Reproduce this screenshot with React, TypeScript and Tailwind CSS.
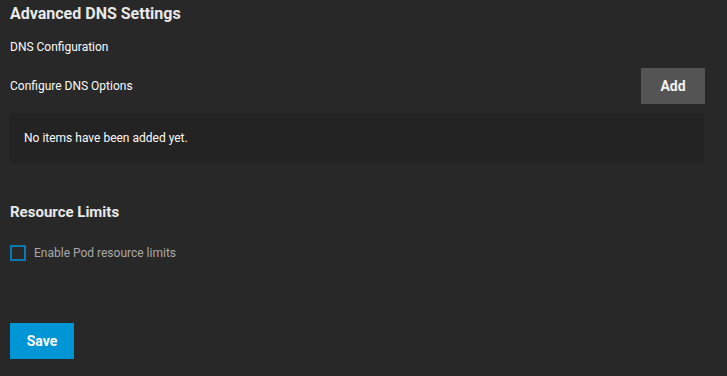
export default function App() {
  return (
    <div className="min-h-[376px] w-full bg-[#282828] text-[#fafafa] font-['Roboto',sans-serif]">
      <div className="pl-[10px] pr-[22px] pt-[5px]">
        <h2 className="h-[18px] text-[16px] font-bold leading-[18px] text-[#e8e8e8]">Advanced DNS Settings</h2>

        <div className="mt-[17px] text-[12px] leading-[14px]">DNS Configuration</div>

        <div className="mt-[14px] flex items-center justify-between">
          <span className="text-[12px] leading-[14px]">Configure DNS Options</span>
          <button className="h-[36px] w-[64px] bg-[#545454] text-[14px] font-bold text-[#f2f2f2]">Add</button>
        </div>

        <div className="mt-[9px] mr-[1px] -ml-[1px] flex h-[50px] items-center bg-[#232323] px-[15px] text-[12px]">
          No items have been added yet.
        </div>

        <h2 className="mt-[40px] text-[15px] font-bold leading-[18px] text-[#e8e8e8]">Resource Limits</h2>

        <label className="mt-[23px] flex items-center gap-[8px]">
          <span className="h-[16px] w-[16px] border-2 border-[#0a79b0]" />
          <span className="text-[12px] text-[#a8a8a8]">Enable Pod resource limits</span>
        </label>

        <button className="mt-[61px] h-[36px] w-[64px] bg-[#0095d5] text-[14px] font-bold text-white">Save</button>
      </div>
    </div>
  );
}
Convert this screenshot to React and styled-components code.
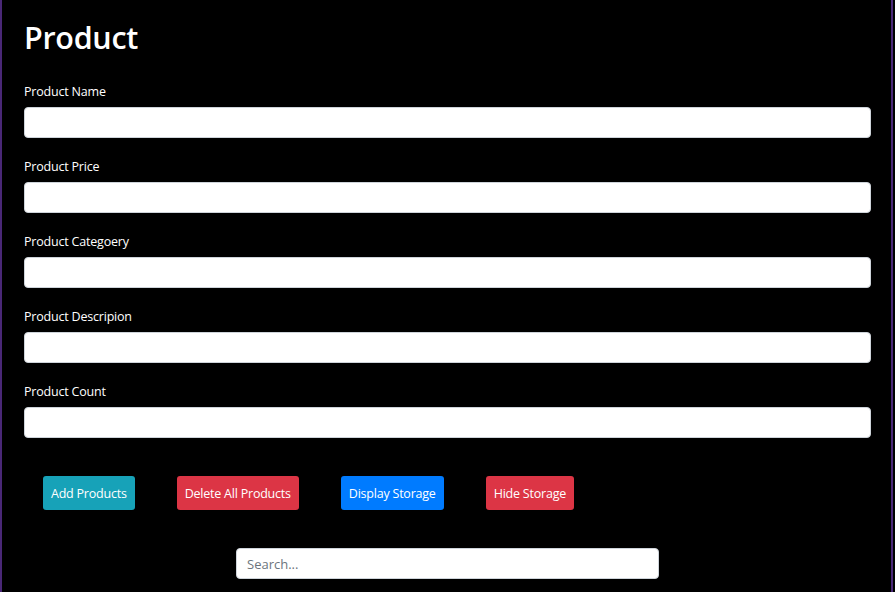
import React from 'react';
import styled, { createGlobalStyle } from 'styled-components';

const GlobalStyle = createGlobalStyle`
  html, body {
    margin: 0;
    background: #000;
  }
  body {
    font-family: "Open Sans", "Noto Sans", sans-serif;
  }
`;

const Page = styled.div`
  box-sizing: border-box;
  width: 893px;
  min-height: 592px;
  background: #000;
  border-left: 2px solid #4a2877;
  border-right: 2px solid #4a2877;
  padding: 18px 20px 12px 22px;
  color: #fff;
`;

const Title = styled.h1`
  margin: 0 0 26px 0;
  font-size: 30.5px;
  line-height: 38px;
  font-weight: 600;
  letter-spacing: -0.3px;
`;

const Field = styled.div`
  display: flex;
  flex-direction: column;
  margin-bottom: 19px;
`;

const Label = styled.label`
  font-size: 12.5px;
  line-height: 20px;
  margin-bottom: 5px;
  letter-spacing: -0.2px;
`;

const Input = styled.input`
  box-sizing: border-box;
  width: 100%;
  height: 31px;
  border: 1px solid #ced4da;
  border-radius: 4px;
  background: #fff;
  padding: 4px 10px;
  font-family: inherit;
  font-size: 13px;
  outline: none;
`;

const ButtonRow = styled.div`
  display: flex;
  gap: 42px;
  padding-left: 19px;
  margin-top: 38px;
`;

const colors = {
  info: '#17a2b8',
  danger: '#dc3545',
  primary: '#007bff',
};

const Button = styled.button`
  height: 34px;
  padding: 0 8px;
  border: none;
  border-radius: 3px;
  background: ${({ variant }) => colors[variant]};
  color: #fff;
  font-family: inherit;
  font-size: 12.5px;
  letter-spacing: -0.22px;
  cursor: pointer;
`;

const SearchWrap = styled.div`
  display: flex;
  justify-content: center;
  margin-top: 38px;
`;

const Search = styled(Input)`
  width: 423px;
  &::placeholder {
    color: #6c757d;
  }
`;

const fields = [
  'Product Name',
  'Product Price',
  'Product Categoery',
  'Product Descripion',
  'Product Count',
];

const App = () => {
  return (
    <>
      <GlobalStyle />
      <Page>
        <Title>Product</Title>
        {fields.map((label) => (
          <Field key={label}>
            <Label>{label}</Label>
            <Input type="text" />
          </Field>
        ))}
        <ButtonRow>
          <Button variant="info">Add Products</Button>
          <Button variant="danger">Delete All Products</Button>
          <Button variant="primary">Display Storage</Button>
          <Button variant="danger">Hide Storage</Button>
        </ButtonRow>
        <SearchWrap>
          <Search type="text" placeholder="Search..." />
        </SearchWrap>
      </Page>
    </>
  );
};

export default App;
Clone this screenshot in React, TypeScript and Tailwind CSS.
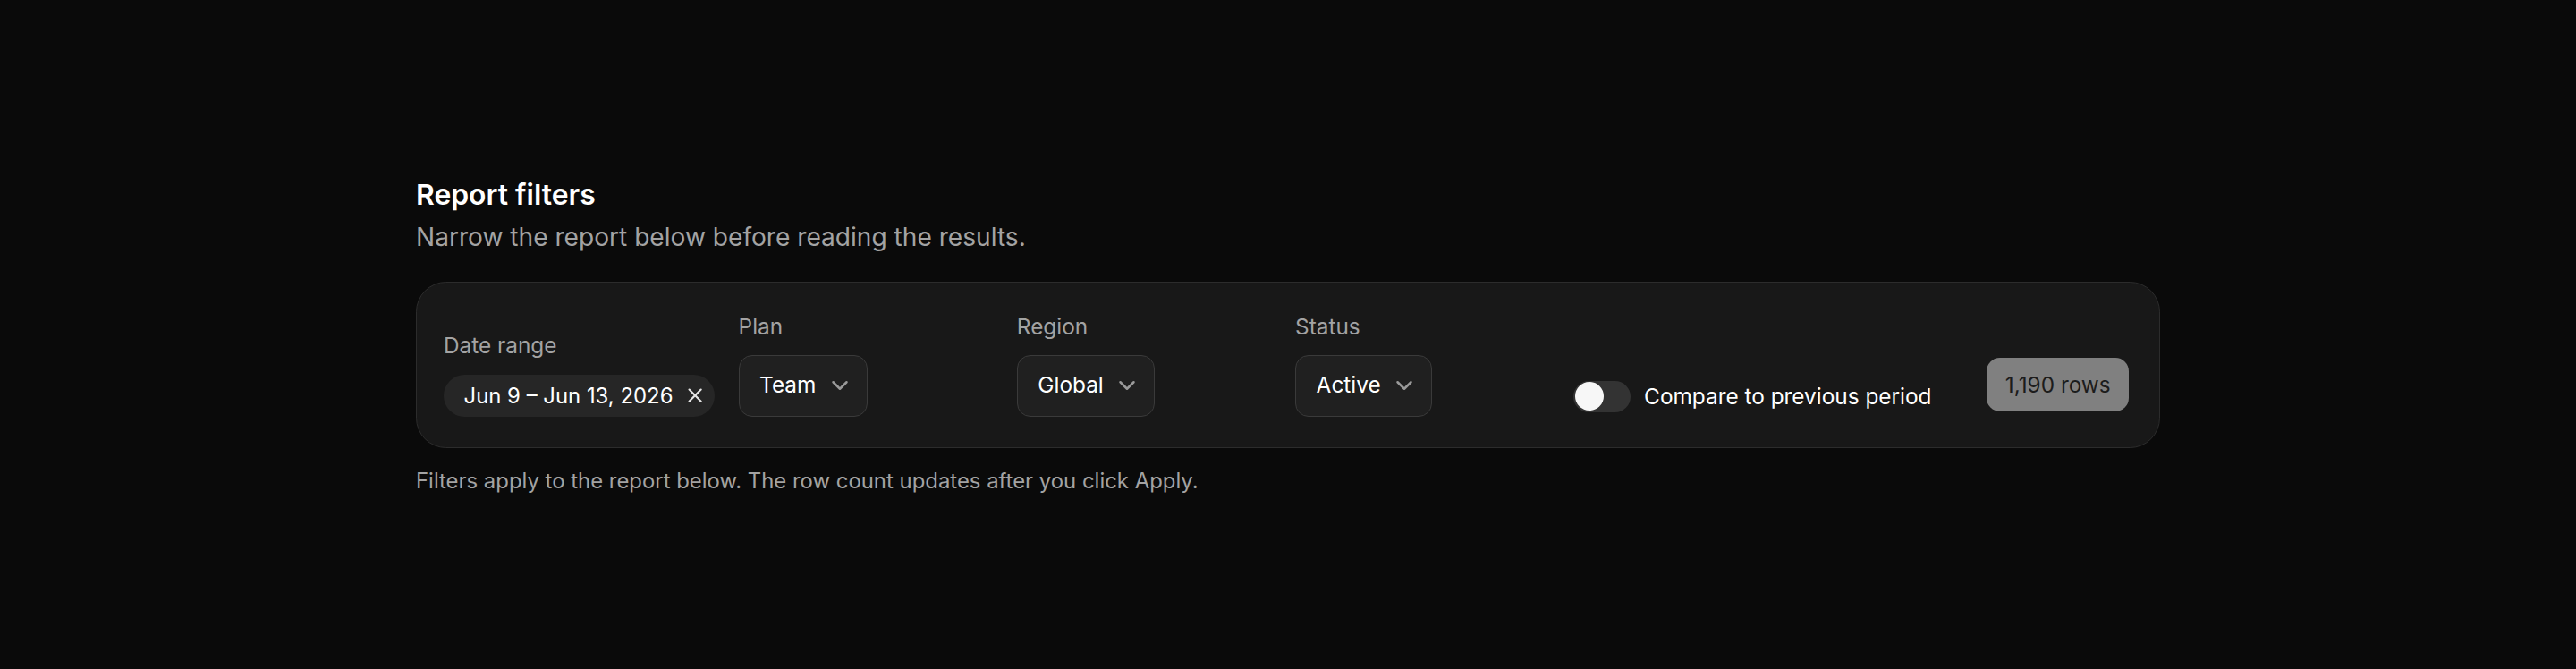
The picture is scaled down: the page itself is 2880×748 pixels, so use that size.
import React, { useState } from "react";
import { ChevronDown, X } from "lucide-react";

function SelectField({ label, value }: { label: string; value: string }) {
  return (
    <div className="flex w-[152px] shrink-0 flex-col items-start">
      <span className="text-[13px] leading-4 text-[#a3a3a3]">{label}</span>
      <button
        type="button"
        className="mt-[9px] flex h-[37px] items-center gap-1.5 rounded-lg border border-[#3a3a3a] bg-[#202020] pl-3 pr-2 text-[13px] leading-5 text-white"
      >
        <span>{value}</span>
        <ChevronDown size={16} strokeWidth={2} className="text-[#9a9a9a]" />
      </button>
    </div>
  );
}

export default function App() {
  const [compare, setCompare] = useState(false);
  return (
    <div className="flex min-h-screen w-full items-center justify-center bg-[#0a0a0a] font-['Inter',sans-serif]">
      <section className="w-[1040px] [zoom:1.875]">
        <h2 className="text-[17px] leading-6 font-semibold text-white">Report filters</h2>
        <p className="mt-1 text-[15px] leading-5 text-[#a3a3a3]">
          Narrow the report below before reading the results.
        </p>

        <div className="mt-4 flex items-end gap-[14px] rounded-[18px] border border-[#2c2c2c] bg-[#181818] px-4 py-[18px]">
          <div className="flex shrink-0 flex-col items-start">
            <span className="text-[13px] leading-4 text-[#a3a3a3]">Date range</span>
            <div className="mt-[9.5px] flex h-[25px] items-center gap-1.5 rounded-full bg-[#262626] pl-3 pr-[5px] text-[12.75px] leading-5 text-white">
              <span>Jun 9 – Jun 13, 2026</span>
              <button type="button" aria-label="Clear date range" className="flex items-center text-[#e5e5e5]">
                <X size={14} strokeWidth={2} />
              </button>
            </div>
          </div>

          <SelectField label="Plan" value="Team" />
          <SelectField label="Region" value="Global" />
          <SelectField label="Status" value="Active" />

          <label className="mb-[2px] flex cursor-pointer items-center gap-2">
            <button
              type="button"
              role="switch"
              aria-checked={compare}
              onClick={() => setCompare(!compare)}
              className="relative h-[19px] w-[34px] shrink-0 rounded-full bg-[#333333]"
            >
              <span className="absolute left-px top-px h-[17px] w-[17px] rounded-full bg-[#f7f7f7]" />
            </button>
            <span className="text-[13px] leading-5 text-white">Compare to previous period</span>
          </label>

          <div className="mb-[3px] ml-auto mr-0.5 rounded-lg bg-[#808080] px-[11px] py-1.5 text-[13px] leading-5 text-[#1c1c1c]">
            1,190 rows
          </div>
        </div>

        <p className="mt-3 text-[12.75px] leading-4 text-[#a3a3a3]">
          Filters apply to the report below. The row count updates after you click Apply.
        </p>
      </section>
    </div>
  );
}
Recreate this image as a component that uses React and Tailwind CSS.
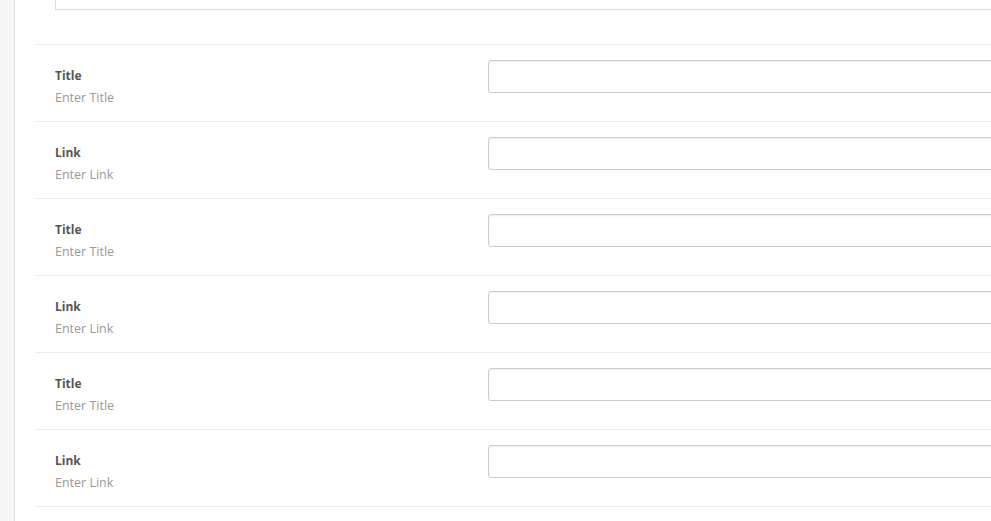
import React from 'react';

const rows = [
  { label: 'Title', hint: 'Enter Title' },
  { label: 'Link', hint: 'Enter Link' },
  { label: 'Title', hint: 'Enter Title' },
  { label: 'Link', hint: 'Enter Link' },
  { label: 'Title', hint: 'Enter Title' },
  { label: 'Link', hint: 'Enter Link' },
];

export default function App() {
  return (
    <div
      className="w-full h-[521px] overflow-hidden bg-white"
      style={{ fontFamily: '"Open Sans", "Liberation Sans", sans-serif' }}
    >
      <div className="flex h-full min-w-[1100px]">
        {/* side strip */}
        <div className="w-[15px] shrink-0 bg-[#f7f7f7] border-r border-[#dedede]" />

        <div className="flex-1 pl-[20px]">
          {/* tail of previous textarea */}
          <div className="h-[44px] pl-[20px] overflow-hidden">
            <div className="mt-[-30px] h-[40px] border border-[#dcdcdc] bg-white" />
          </div>

          {rows.map((row, i) => (
            <div key={i} className="flex h-[77px] border-t border-[#ebebeb]">
              <div className="w-[453px] shrink-0 pl-[20px] pt-[20px] leading-[22px]">
                <p className="text-[12px] font-bold text-[#555]">{row.label}</p>
                <p className="text-[12.5px] text-[#999]">{row.hint}</p>
              </div>
              <div className="flex-1 pt-[15px]">
                <input
                  type="text"
                  className="block w-full h-[33px] rounded-[3px] border border-[#cccccc] bg-white shadow-[inset_0_1px_2px_rgba(0,0,0,0.08)] outline-none"
                />
              </div>
            </div>
          ))}
          <div className="border-t border-[#ebebeb]" />
        </div>
      </div>
    </div>
  );
}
* * *
Without any pictures, reproduce the lines from the first one in the material through the line that has "text-[15px] font-bold leading-[18px]", exactly as they appear.

> SOLVED PROBLEM:
Reproduce this screenshot with React, TypeScript and Tailwind CSS.
export default function App() {
  return (
    <div className="min-h-[376px] w-full bg-[#282828] text-[#fafafa] font-['Roboto',sans-serif]">
      <div className="pl-[10px] pr-[22px] pt-[5px]">
        <h2 className="h-[18px] text-[16px] font-bold leading-[18px] text-[#e8e8e8]">Advanced DNS Settings</h2>

        <div className="mt-[17px] text-[12px] leading-[14px]">DNS Configuration</div>

        <div className="mt-[14px] flex items-center justify-between">
          <span className="text-[12px] leading-[14px]">Configure DNS Options</span>
          <button className="h-[36px] w-[64px] bg-[#545454] text-[14px] font-bold text-[#f2f2f2]">Add</button>
        </div>

        <div className="mt-[9px] mr-[1px] -ml-[1px] flex h-[50px] items-center bg-[#232323] px-[15px] text-[12px]">
          No items have been added yet.
        </div>

        <h2 className="mt-[40px] text-[15px] font-bold leading-[18px] text-[#e8e8e8]">Resource Limits</h2>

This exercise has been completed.